Sharpsburg Blacksmith: Stanley “Pete” Carl
A beautiful water color painting Connie created from memory, depicts how the blacksmith shop looked when she was a child.
One of the old anvils that was used by Stanley “Pete” Carl is one of his daughter Connie’s most prized possessions.
Much has been written lately about my grandfather Bert Carl the blacksmith, which I have thoroughly enjoyed. However, no mention was given to my father Pete, who kept the business going in my grandfather’s later years.
The horseshoe gate that everyone admires and was said to been made by my grandfather Bert is only partly true. Papaw did indeed make most of the shoes but my dad welded them together and made the Masonic symbol that hung at the top. Papaw could work iron but he did not know how to weld.
My dad only had a sixth grade education, dropping out of school to help his dad make a living during the depression. But he loved to learn and taught himself how to weld from a book. Papaw Bert could not read or write so he depended on my dad to keep the shop books, which he did with painstakingly neat printing.
Pete was well known in Sharpsburg for being an alcoholic. While most of his brothers could shoe horses they did not work iron and they did not stay in Sharpsburg. Pete stayed and helped his father although he had other dreams and talents.
My dad loved to travel and he loved music. He played the guitar and the harmonica. I remember him playing and singing when I was young. Willie Nelson reminds me of his voice and guitar playing so to this day I love to hear Willie sing and play.
My mother told me that daddy would hop a train occasionally and be gone for days or weeks but always came back when he ran out of money. She never knew where he had gone or what he had been doing. I often wondered if he wanted to pursue his music.
Once he moved us to Indiana and worked in a steel mill. He was very smart and was quickly recognized and promoted for his ability to weld and read blue prints which he also taught himself to do. He was an avid reader, mostly of the Reader’s Digest stories and the Bible. His Bible reading sparked an interest in my own search of gospel doctrine.
As always happened, Daddy’s drinking caused him to lose his good job and he was forced to once again go back to Sharpsburg and work for his dad. They did make a good team and were experts at correcting a horse’s gait, helping many get to the winner’s circle in local horseshows.
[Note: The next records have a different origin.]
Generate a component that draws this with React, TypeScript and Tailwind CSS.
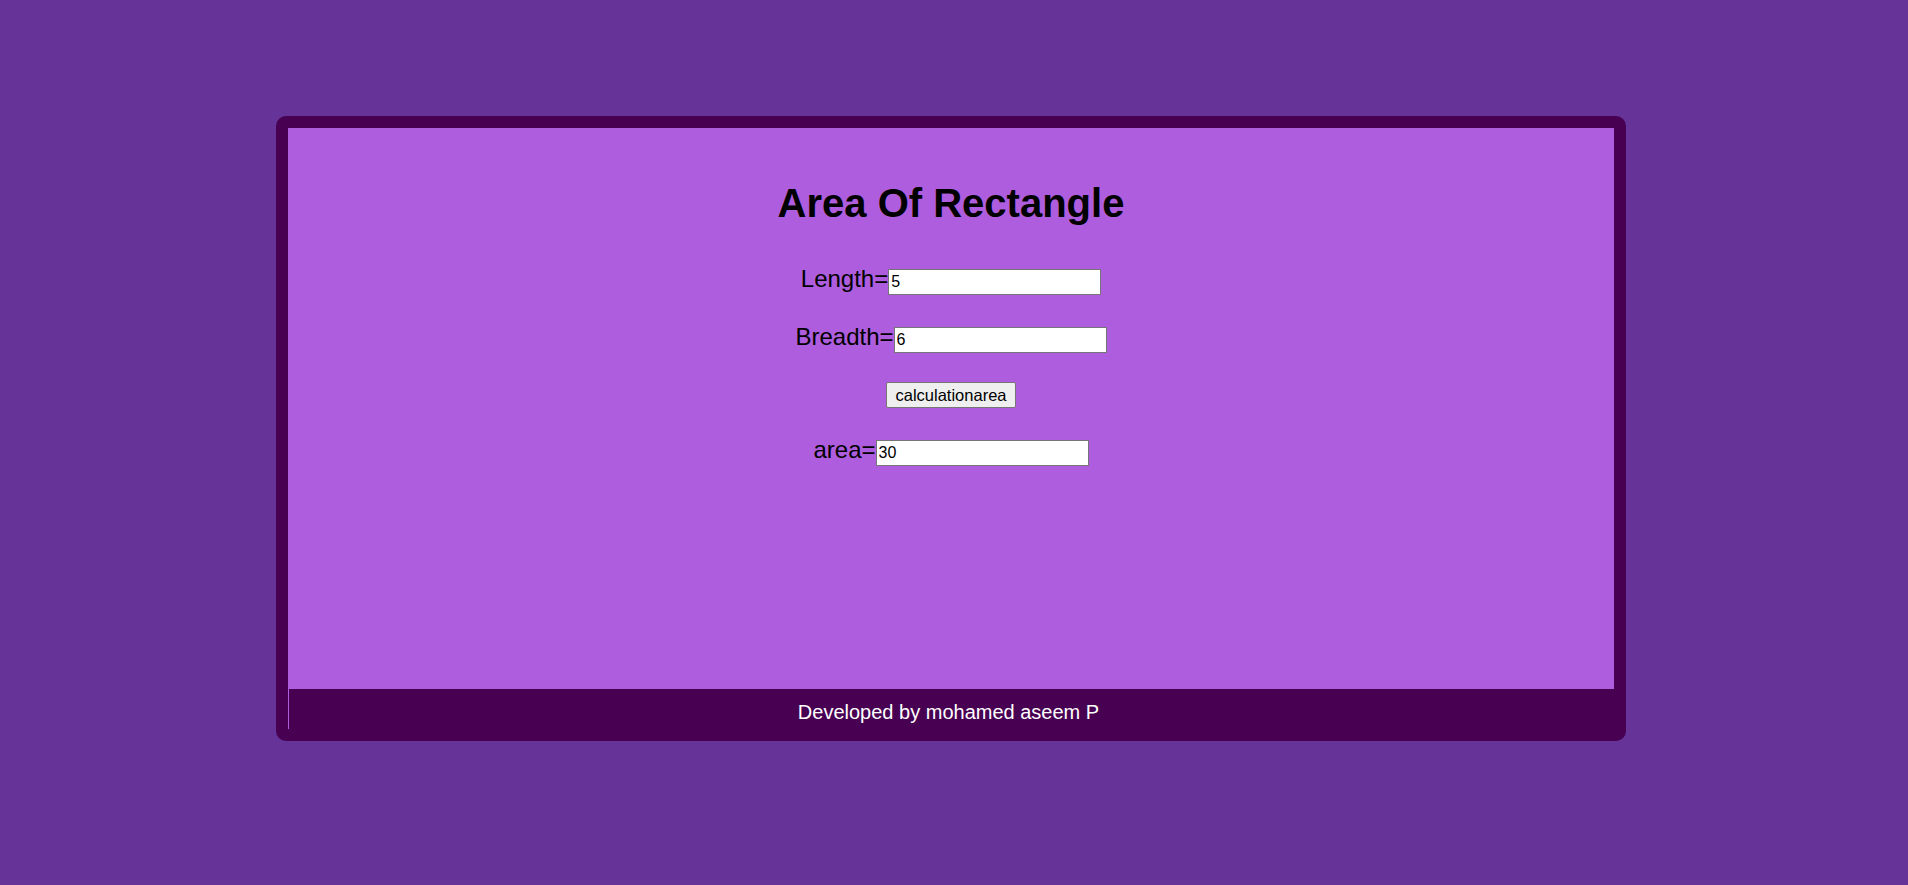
import { useState } from 'react'

const font = { fontFamily: '"Liberation Sans", Arial, sans-serif' }

function Field({ label, value, onChange }: { label: string; value: string; onChange?: (v: string) => void }) {
  return (
    <div className="flex items-baseline justify-center">
      <span className="text-[24px] leading-normal text-black">{label}=</span>
      <input
        className="w-[213px] h-[26px] border border-[#767676] bg-white px-[2px] text-[16px] text-black outline-none"
        value={value}
        onChange={(e) => onChange?.(e.target.value)}
      />
    </div>
  )
}

export default function App() {
  const [length, setLength] = useState('5')
  const [breadth, setBreadth] = useState('6')
  const [area, setArea] = useState('30')

  const calc = () => setArea(String(Number(length) * Number(breadth)))

  return (
    <div className="min-h-screen bg-[#663399] pt-[116px]" style={font}>
      {/* Card */}
      <div className="ml-[276px] w-[1350px] h-[625px] rounded-[10px] bg-[#470052] p-[12px] flex flex-col">
        {/* Body */}
        <div className="h-[561px] bg-[#ae5ddf] flex flex-col items-center pt-[52px]">
          <h1 className="text-[40px] leading-[46px] font-bold text-black">Area Of Rectangle</h1>

          <div className="mt-[35px]">
            <Field label="Length" value={length} onChange={setLength} />
          </div>
          <div className="mt-[22px]">
            <Field label="Breadth" value={breadth} onChange={setBreadth} />
          </div>

          <button
            onClick={calc}
            className="mt-[27px] w-[130px] h-[26px] rounded-[2px] border border-[#767676] bg-[#efefef] text-[16.5px] leading-none text-black"
          >
            calculationarea
          </button>

          <div className="mt-[24px]">
            <Field label="area" value={area} onChange={setArea} />
          </div>
        </div>

        {/* Footer */}
        <div className="h-[40px] border-l border-[#ae5ddf] pt-[8px] pr-[6px] text-center text-[20px] leading-normal text-white">
          Developed by mohamed aseem P
        </div>
      </div>
    </div>
  )
}
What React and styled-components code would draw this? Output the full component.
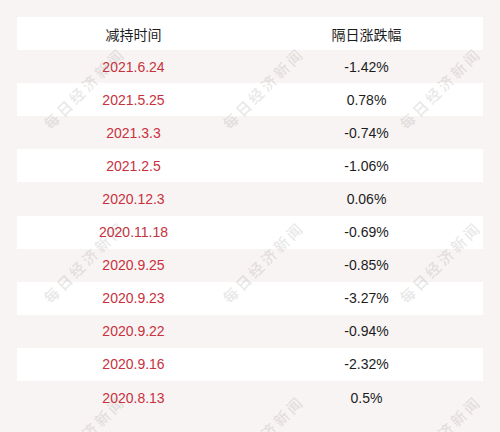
import React from "react";
import styled, { createGlobalStyle } from "styled-components";

const GlobalStyle = createGlobalStyle`
    html, body {
        margin: 0;
        padding: 0;
        background: #f8f4f4;
    }
    body {
        font-family: "Liberation Sans", "Noto Sans CJK SC", sans-serif;
    }
`;

const Page = styled.div`
    position: relative;
    width: 500px;
    height: 432px;
    overflow: hidden;
    background: #f8f4f4;
    padding: 17px 17px 0 17px;
    box-sizing: border-box;
`;

const Table = styled.div`
    width: 466px;
    display: flex;
    flex-direction: column;
`;

const Row = styled.div`
    display: grid;
    grid-template-columns: 1fr 1fr;
    height: 33.1px;
    align-items: center;
    background: ${(props) => (props.striped ? "transparent" : "#ffffff")};
`;

const Cell = styled.div`
    text-align: center;
    font-size: 14px;
    line-height: 16px;
    color: ${(props) => (props.red ? "#c8313d" : "#1c1c1c")};
    font-family: ${(props) =>
        props.head
            ? `"Noto Sans CJK SC", sans-serif`
            : `"Liberation Sans", Arial, sans-serif`};
`;

const Mark = styled.div`
    position: absolute;
    left: ${(props) => props.x}px;
    top: ${(props) => props.y}px;
    transform: translate(-50%, -50%) rotate(-45deg);
    font-family: "Noto Sans CJK SC", serif;
    font-weight: 700;
    font-size: 15px;
    letter-spacing: 3px;
    white-space: nowrap;
    color: rgba(90, 80, 80, 0.13);
    pointer-events: none;
`;

const rows = [
    ["2021.6.24", "-1.42%"],
    ["2021.5.25", "0.78%"],
    ["2021.3.3", "-0.74%"],
    ["2021.2.5", "-1.06%"],
    ["2020.12.3", "0.06%"],
    ["2020.11.18", "-0.69%"],
    ["2020.9.25", "-0.85%"],
    ["2020.9.23", "-3.27%"],
    ["2020.9.22", "-0.94%"],
    ["2020.9.16", "-2.32%"],
    ["2020.8.13", "0.5%"],
];

// watermark grid
const marks = [];
[88, 262, 436].forEach((y) => {
    [84, 263, 440].forEach((x) => marks.push({ x, y }));
});

export default function App() {
    return (
        <Page>
            <GlobalStyle />
            <Table>
                <Row>
                    <Cell head>减持时间</Cell>
                    <Cell head>隔日涨跌幅</Cell>
                </Row>
                {rows.map((r, i) => (
                    <Row key={i} striped={i % 2 === 0}>
                        <Cell red>{r[0]}</Cell>
                        <Cell>{r[1]}</Cell>
                    </Row>
                ))}
            </Table>
            {marks.map((m, i) => (
                <Mark key={i} x={m.x} y={m.y}>
                    每日经济新闻
                </Mark>
            ))}
        </Page>
    );
}
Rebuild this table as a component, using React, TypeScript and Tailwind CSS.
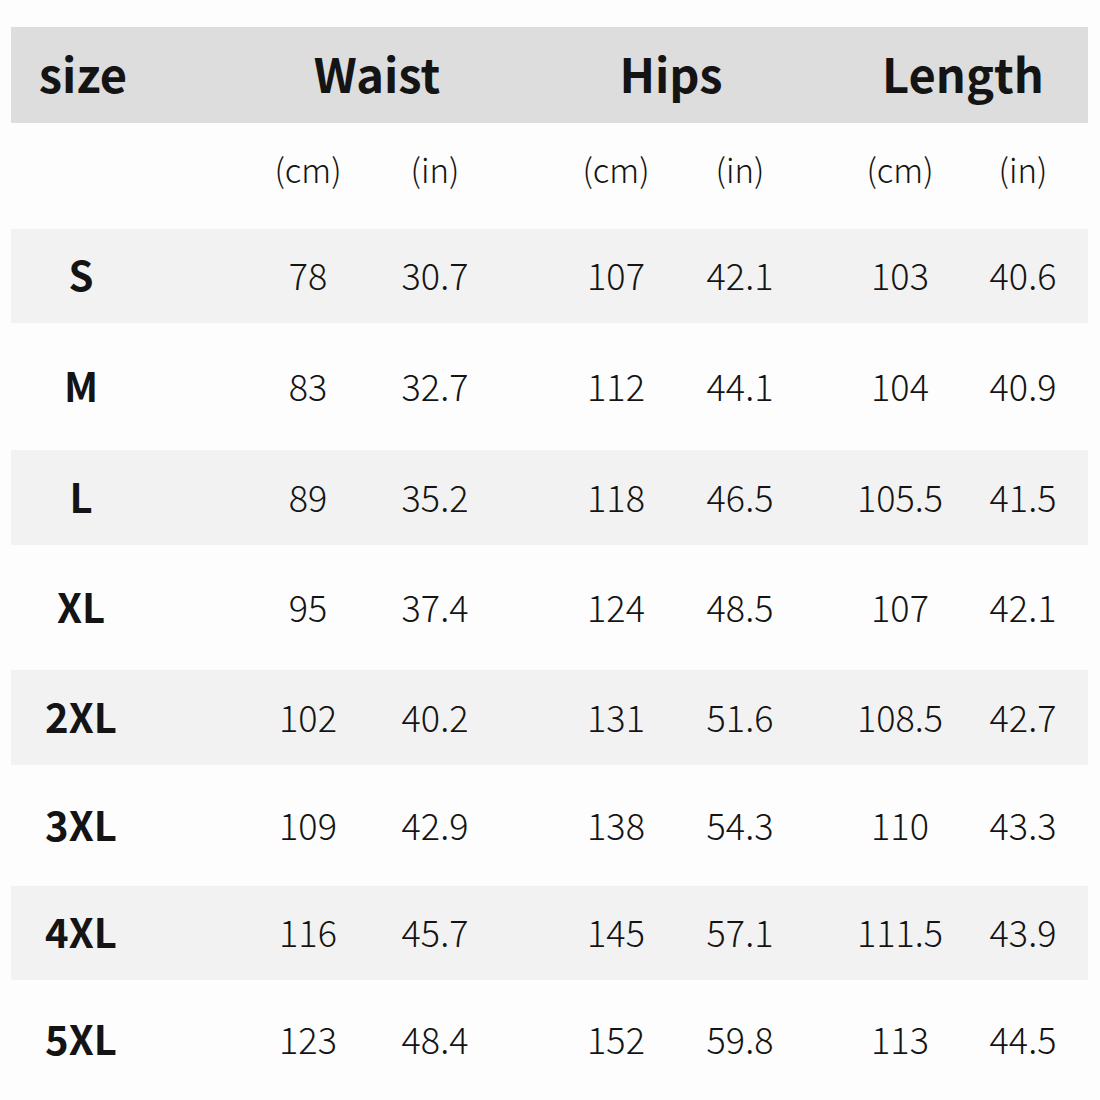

Bert and Pete were sought out to be the farriers during many horseshows at the Owingsville Lion’s Club and other local shows. Papaw would prepare the shoes and size them up while Daddy would replace shoes as needed in record time.
Among his many talents my dad could draw well. A talent he passed down to most of his children. There was a walking horse figure cut out of Masonite (which is used for horseshoe pads) and attached to a board that made it ready for hanging just about anywhere. Many of these walking horse figures hang on gates and barns around this area. My dad may have been the original designer of the sign but I have never researched that. Sounds like a good project for Kim King.
I have the walking horse sign that used to hang in the shop as well as one of my dads old anvils and one of his old ledgers. They are precious to me as I spent many an hour hanging around the shop when I was a little girl. We used to draw on the back of old Circus and Drive-In posters that hung on the outside of the shop. What I wouldn’t give to have one of those old posters now.
My sisters and I still draw and I also paint. After seeing Paul Lewis’s painting of the old Blacksmith shop I did my own version of it from my memory of when it was open and active. I’ve also done a painting of my grandfather Bert’s house, which was just up the alley from the shop and where we lived for a few years when I was young.
I remember getting up early on Saturday morning and running down the alley with my little brother Frank to hopefully get to ride the horses as they unloaded them from the trailers and walked them to the shop. We didn’t have horses of our own so we took every opportunity we could to ride the ones that came to be shod or that we kept awhile because they were foundered or lame.
My grandfather Bert died in 1967 of a heart attack. Within a year my dad Pete had drank himself to death. I was 14 when he died.
Alcoholism is a terrible disease. It robs so many of so much. Pete Carl was a strong man with a weakness. He lived through the depression and broken dreams, and he lived through the death of a child. My sister Norma Jean Carl was only seven years old when she died. That’s about the time my dad’s drinking turned into full-blown alcoholism. I guess he was trying to drown his sorrows.
My dad also liked to write poetry and wrote one after my sister’s death titled “Valentine Farrow” in her memory. She was born in February close to Valentine’s Day. I also like to write and wrote a poem in memory of my dad titled “My Heaven” which was published in 2004.
I think he would have been proud of me. I loved him and often wished I could have done something to help him stop drinking. But I was too young. So I did the only thing I could do, which was to write his story and to never touch a drop of alcohol.
Pete Carl created many walking horse figures like this one and can be seen on barns and gates throughout Kentucky.